# START OF Extracted data
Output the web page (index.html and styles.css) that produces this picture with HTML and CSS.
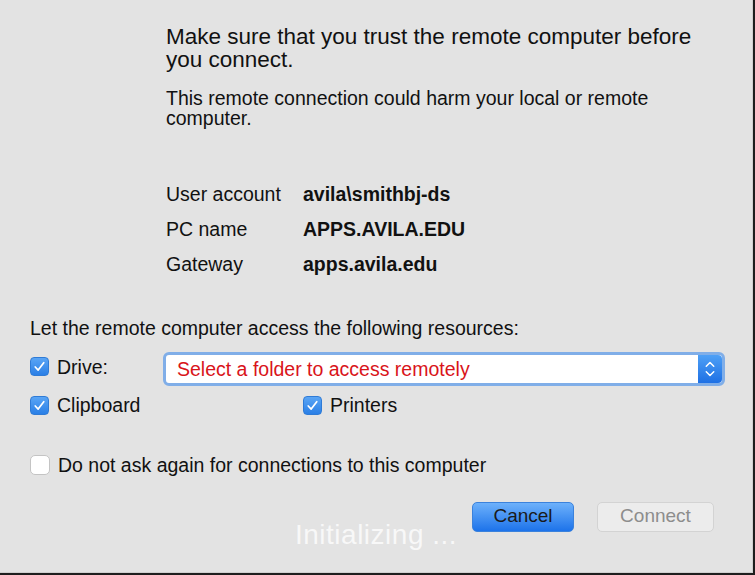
FILE: index.html
```html
<!DOCTYPE html>
<html>
<head>
<meta charset="utf-8">
<link rel="stylesheet" href="styles.css">
</head>
<body>
<div class="dialog">
  <div class="top">
    <p class="headline">Make sure that you trust the remote computer before you connect.</p>
    <p class="warning">This remote connection could harm your local or remote computer.</p>
    <div class="info">
      <span class="label">User account</span><span class="value">avila\smithbj-ds</span>
      <span class="label">PC name</span><span class="value">APPS.AVILA.EDU</span>
      <span class="label">Gateway</span><span class="value">apps.avila.edu</span>
    </div>
  </div>
  <div class="resources">
    <p class="res-title">Let the remote computer access the following resources:</p>
    <div class="drive-row">
      <label class="check"><span class="box on"><svg viewBox="0 0 18 18"><path d="M4.5 9.5 L7.6 12.8 L13.5 5" fill="none" stroke="#fff" stroke-width="1.8" stroke-linecap="round" stroke-linejoin="round"/></svg></span>Drive:</label>
      <div class="popup">
        <span class="popup-text">Select a folder to access remotely</span>
        <span class="stepper"><svg viewBox="0 0 22 30"><path d="M7 12 L11 8 L15 12 M7 18 L11 22 L15 18" fill="none" stroke="#fff" stroke-width="1.6" stroke-linecap="round" stroke-linejoin="round"/></svg></span>
      </div>
    </div>
    <div class="pair-row">
      <label class="check"><span class="box on"><svg viewBox="0 0 18 18"><path d="M4.5 9.5 L7.6 12.8 L13.5 5" fill="none" stroke="#fff" stroke-width="1.8" stroke-linecap="round" stroke-linejoin="round"/></svg></span>Clipboard</label>
      <label class="check"><span class="box on"><svg viewBox="0 0 18 18"><path d="M4.5 9.5 L7.6 12.8 L13.5 5" fill="none" stroke="#fff" stroke-width="1.8" stroke-linecap="round" stroke-linejoin="round"/></svg></span>Printers</label>
    </div>
    <label class="check ask"><span class="box off"></span>Do not ask again for connections to this computer</label>
  </div>
  <div class="footer">
    <span class="status">Initializing ...</span>
    <button class="btn primary">Cancel</button>
    <button class="btn disabled">Connect</button>
  </div>
</div>
</body>
</html>
```
FILE: styles.css
```css
html, body {
  margin: 0;
  padding: 0;
  width: 755px;
  height: 575px;
  overflow: hidden;
  background: #1e1e1e;
}
.dialog {
  box-sizing: border-box;
  width: 753px;
  height: 573px;
  background: #e3e3e3;
  border-bottom: 1px solid #cfcfcf;
  border-right: 1px solid #cfcfcf;
  font-family: "Liberation Sans", Arial, sans-serif;
  color: #111;
  display: flex;
  flex-direction: column;
}
p { margin: 0; }
.top {
  padding: 25px 40px 0 166px;
}
.headline {
  font-size: 22.5px;
  line-height: 23px;
  width: 545px;
}
.warning {
  margin-top: 17px;
  font-size: 19.5px;
  line-height: 20px;
  width: 505px;
}
.info {
  margin-top: 56px;
  display: grid;
  grid-template-columns: 137px auto;
  row-gap: 15px;
  font-size: 19.5px;
  line-height: 20px;
}
.value { font-weight: bold; }
.resources {
  padding: 44px 0 0 30px;
  font-size: 19.5px;
}
.res-title { line-height: 20px; }
.check {
  display: flex;
  align-items: center;
  gap: 8px;
  line-height: 20px;
}
.box {
  box-sizing: border-box;
  width: 19px;
  height: 19px;
  border-radius: 4px;
  display: inline-block;
  flex: none;
}
.box svg { width: 17px; height: 17px; display: block; }
.box.on {
  background: linear-gradient(#5aa5f5, #2a7fe6);
  border: 1px solid #2f7bd6;
}
.box.off {
  width: 20px;
  height: 20px;
  background: #fff;
  border: 1px solid #c4c4c4;
  border-radius: 5px;
}
.drive-row {
  margin-top: 14px;
  display: flex;
  align-items: center;
}
.drive-row .check { width: 133px; margin-top: -5px; }
.popup {
  box-sizing: border-box;
  width: 562px;
  height: 34px;
  border: 3px solid #80aee8;
  border-radius: 6px;
  background: #fff;
  display: flex;
  align-items: center;
  justify-content: space-between;
  padding-left: 11px;
}
.popup-text {
  color: #d9141a;
  font-size: 19.5px;
}
.stepper {
  width: 24px;
  height: 28px;
  background: linear-gradient(#4ea0f6, #1e70e4);
  border-radius: 0 4px 4px 0;
  display: flex;
  align-items: center;
  justify-content: center;
}
.stepper svg { width: 22px; height: 28px; display: block; }
.pair-row {
  margin-top: 9px;
  display: flex;
}
.pair-row .check:first-child { width: 273px; }
.ask {
  margin-top: 40px;
}
.footer {
  position: relative;
  display: flex;
  justify-content: flex-end;
  gap: 23px;
  padding: 27px 38px 0 0;
}
.btn {
  box-sizing: border-box;
  height: 30px;
  font-family: "Liberation Sans", Arial, sans-serif;
  font-size: 19px;
  border-radius: 5px;
  padding: 0 0 2px;
}
.primary {
  width: 102px;
  color: #1a1a1a;
  background: linear-gradient(#6db1fb, #1d73ea);
  border: 1px solid #3b82dc;
}
.disabled {
  width: 117px;
  color: #8d8d8d;
  background: #ececec;
  border: 1px solid #d3d3d3;
}
.status {
  position: absolute;
  left: 295px;
  top: 46px;
  font-size: 28px;
  line-height: 28px;
  letter-spacing: 0.5px;
  color: rgba(255, 255, 255, 0.75);
}
```
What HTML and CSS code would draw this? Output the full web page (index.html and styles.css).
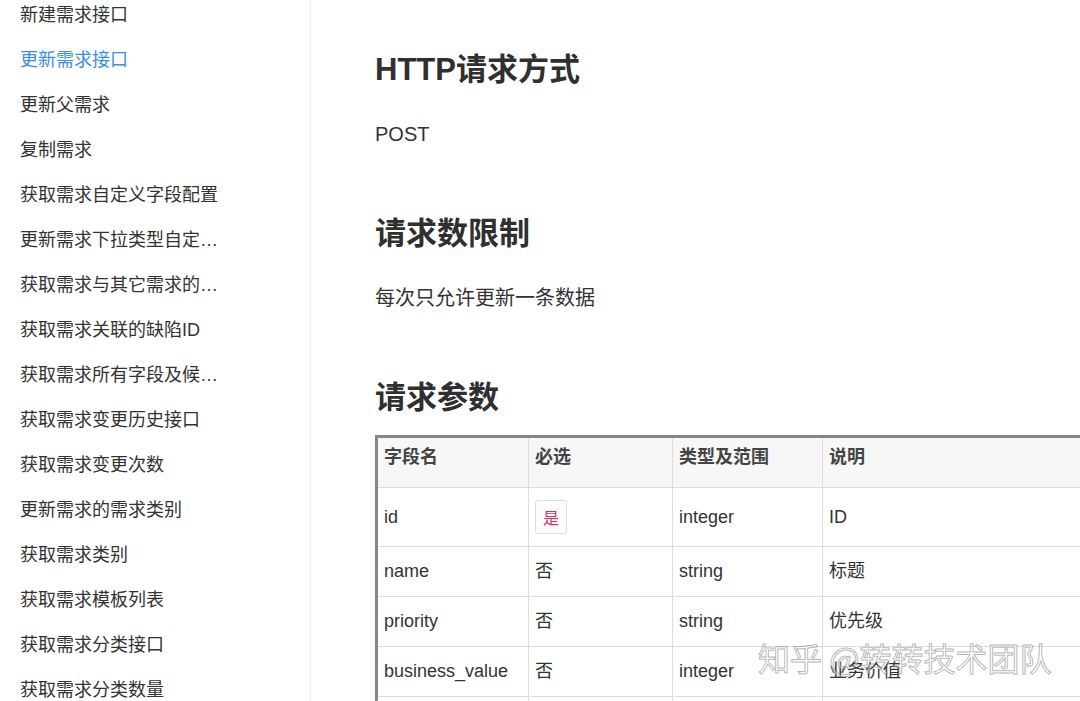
# END OF Extracted data
- Exercise task: Omit the pictures. Transcribe every record exactly.

- Solution:
Output the web page (index.html and styles.css) that produces this picture with HTML and CSS.
FILE: index.html
```html
<!DOCTYPE html>
<html>
<head>
<meta charset="utf-8">
<link rel="stylesheet" href="styles.css">
</head>
<body>
<div class="dialog">
  <div class="top">
    <p class="headline">Make sure that you trust the remote computer before you connect.</p>
    <p class="warning">This remote connection could harm your local or remote computer.</p>
    <div class="info">
      <span class="label">User account</span><span class="value">avila\smithbj-ds</span>
      <span class="label">PC name</span><span class="value">APPS.AVILA.EDU</span>
      <span class="label">Gateway</span><span class="value">apps.avila.edu</span>
    </div>
  </div>
  <div class="resources">
    <p class="res-title">Let the remote computer access the following resources:</p>
    <div class="drive-row">
      <label class="check"><span class="box on"><svg viewBox="0 0 18 18"><path d="M4.5 9.5 L7.6 12.8 L13.5 5" fill="none" stroke="#fff" stroke-width="1.8" stroke-linecap="round" stroke-linejoin="round"/></svg></span>Drive:</label>
      <div class="popup">
        <span class="popup-text">Select a folder to access remotely</span>
        <span class="stepper"><svg viewBox="0 0 22 30"><path d="M7 12 L11 8 L15 12 M7 18 L11 22 L15 18" fill="none" stroke="#fff" stroke-width="1.6" stroke-linecap="round" stroke-linejoin="round"/></svg></span>
      </div>
    </div>
    <div class="pair-row">
      <label class="check"><span class="box on"><svg viewBox="0 0 18 18"><path d="M4.5 9.5 L7.6 12.8 L13.5 5" fill="none" stroke="#fff" stroke-width="1.8" stroke-linecap="round" stroke-linejoin="round"/></svg></span>Clipboard</label>
      <label class="check"><span class="box on"><svg viewBox="0 0 18 18"><path d="M4.5 9.5 L7.6 12.8 L13.5 5" fill="none" stroke="#fff" stroke-width="1.8" stroke-linecap="round" stroke-linejoin="round"/></svg></span>Printers</label>
    </div>
    <label class="check ask"><span class="box off"></span>Do not ask again for connections to this computer</label>
  </div>
  <div class="footer">
    <span class="status">Initializing ...</span>
    <button class="btn primary">Cancel</button>
    <button class="btn disabled">Connect</button>
  </div>
</div>
</body>
</html>
```
FILE: styles.css
```css
html, body {
  margin: 0;
  padding: 0;
  width: 755px;
  height: 575px;
  overflow: hidden;
  background: #1e1e1e;
}
.dialog {
  box-sizing: border-box;
  width: 753px;
  height: 573px;
  background: #e3e3e3;
  border-bottom: 1px solid #cfcfcf;
  border-right: 1px solid #cfcfcf;
  font-family: "Liberation Sans", Arial, sans-serif;
  color: #111;
  display: flex;
  flex-direction: column;
}
p { margin: 0; }
.top {
  padding: 25px 40px 0 166px;
}
.headline {
  font-size: 22.5px;
  line-height: 23px;
  width: 545px;
}
.warning {
  margin-top: 17px;
  font-size: 19.5px;
  line-height: 20px;
  width: 505px;
}
.info {
  margin-top: 56px;
  display: grid;
  grid-template-columns: 137px auto;
  row-gap: 15px;
  font-size: 19.5px;
  line-height: 20px;
}
.value { font-weight: bold; }
.resources {
  padding: 44px 0 0 30px;
  font-size: 19.5px;
}
.res-title { line-height: 20px; }
.check {
  display: flex;
  align-items: center;
  gap: 8px;
  line-height: 20px;
}
.box {
  box-sizing: border-box;
  width: 19px;
  height: 19px;
  border-radius: 4px;
  display: inline-block;
  flex: none;
}
.box svg { width: 17px; height: 17px; display: block; }
.box.on {
  background: linear-gradient(#5aa5f5, #2a7fe6);
  border: 1px solid #2f7bd6;
}
.box.off {
  width: 20px;
  height: 20px;
  background: #fff;
  border: 1px solid #c4c4c4;
  border-radius: 5px;
}
.drive-row {
  margin-top: 14px;
  display: flex;
  align-items: center;
}
.drive-row .check { width: 133px; margin-top: -5px; }
.popup {
  box-sizing: border-box;
  width: 562px;
  height: 34px;
  border: 3px solid #80aee8;
  border-radius: 6px;
  background: #fff;
  display: flex;
  align-items: center;
  justify-content: space-between;
  padding-left: 11px;
}
.popup-text {
  color: #d9141a;
  font-size: 19.5px;
}
.stepper {
  width: 24px;
  height: 28px;
  background: linear-gradient(#4ea0f6, #1e70e4);
  border-radius: 0 4px 4px 0;
  display: flex;
  align-items: center;
  justify-content: center;
}
.stepper svg { width: 22px; height: 28px; display: block; }
.pair-row {
  margin-top: 9px;
  display: flex;
}
.pair-row .check:first-child { width: 273px; }
.ask {
  margin-top: 40px;
}
.footer {
  position: relative;
  display: flex;
  justify-content: flex-end;
  gap: 23px;
  padding: 27px 38px 0 0;
}
.btn {
  box-sizing: border-box;
  height: 30px;
  font-family: "Liberation Sans", Arial, sans-serif;
  font-size: 19px;
  border-radius: 5px;
  padding: 0 0 2px;
}
.primary {
  width: 102px;
  color: #1a1a1a;
  background: linear-gradient(#6db1fb, #1d73ea);
  border: 1px solid #3b82dc;
}
.disabled {
  width: 117px;
  color: #8d8d8d;
  background: #ececec;
  border: 1px solid #d3d3d3;
}
.status {
  position: absolute;
  left: 295px;
  top: 46px;
  font-size: 28px;
  line-height: 28px;
  letter-spacing: 0.5px;
  color: rgba(255, 255, 255, 0.75);
}
```
What HTML and CSS code would draw this? Output the full web page (index.html and styles.css).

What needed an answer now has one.